Morano’s directorial feature (she’s best known for her prodigious cinematography career, lensing features like Kill Your Darlings and Frozen River, along with a TV work that includes Looking) centers on the heartbreaking (nay, wrenching) fallout from the disappearance of Wilde and Wilson’s young son, which happens during the film’s opening scenes. Both Sarah (Wilde) and Phil (Wilson) work out their grief in different, increasingly distant ways, but although the film pays mostly equal attention to their pain, everything hangs on Wilde. It’s a spare, unfussy performance, and a beautiful one to boot. It’s the best work Wilde has done yet – and, yes, that includes her humdinger of a supporting turn in Her — and it’s nothing short of remarkable.
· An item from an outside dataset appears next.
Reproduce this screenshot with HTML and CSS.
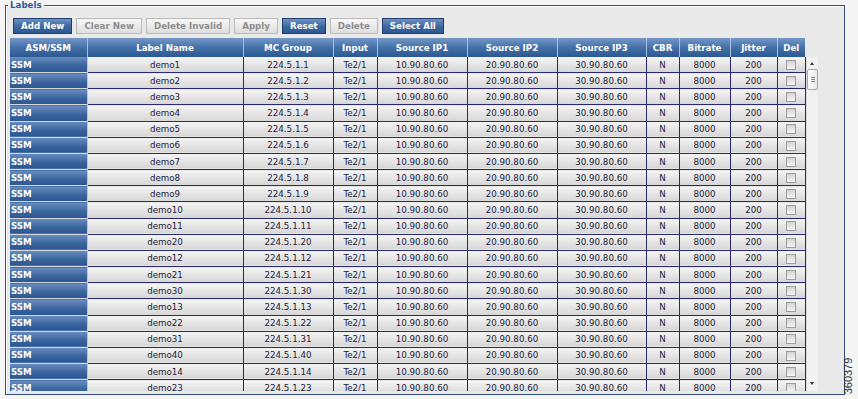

Wilde also produced the film and, as a new mother herself, clearly feels a very strong link to the material. She could scarcely ask for a better role to use to proclaim her dramatic chops, and Meadowland will likely haunt viewers for years to come, though let’s hope it also haunts a few casting directors, so that Wilde can get more meaty work like this. (The film also features small turns from other ladies, including Elisabeth Moss, whose brief appearance is deeply intriguing. If Morano wants to focus her next feature on Moss’ Shannon, I’m all for it.)

Elsewhere at the festival, Amber Heard goes for darker material in Pamela Romanowsky’s The Adderall Diaries, which sets her a strong-minded newspaper writer on the crime beat who has some dark secrets to spare, a role that allows Heard to explore dramatic territory, though it’s clearly a supporting role. Heard also pops up in a far lighter feature – Robert Edwards’ very charming When I Live My Life Over Again — and that film’s mix of comedy and drama (plus Christopher Walken!) seems to suit Heard’s sensibilities far better. Yet, much like both Biel and Wilde, Heard appears willing and able to tap into characters punctuated by deep pain and grief, the kind of stuff we need much more of at the multiplex.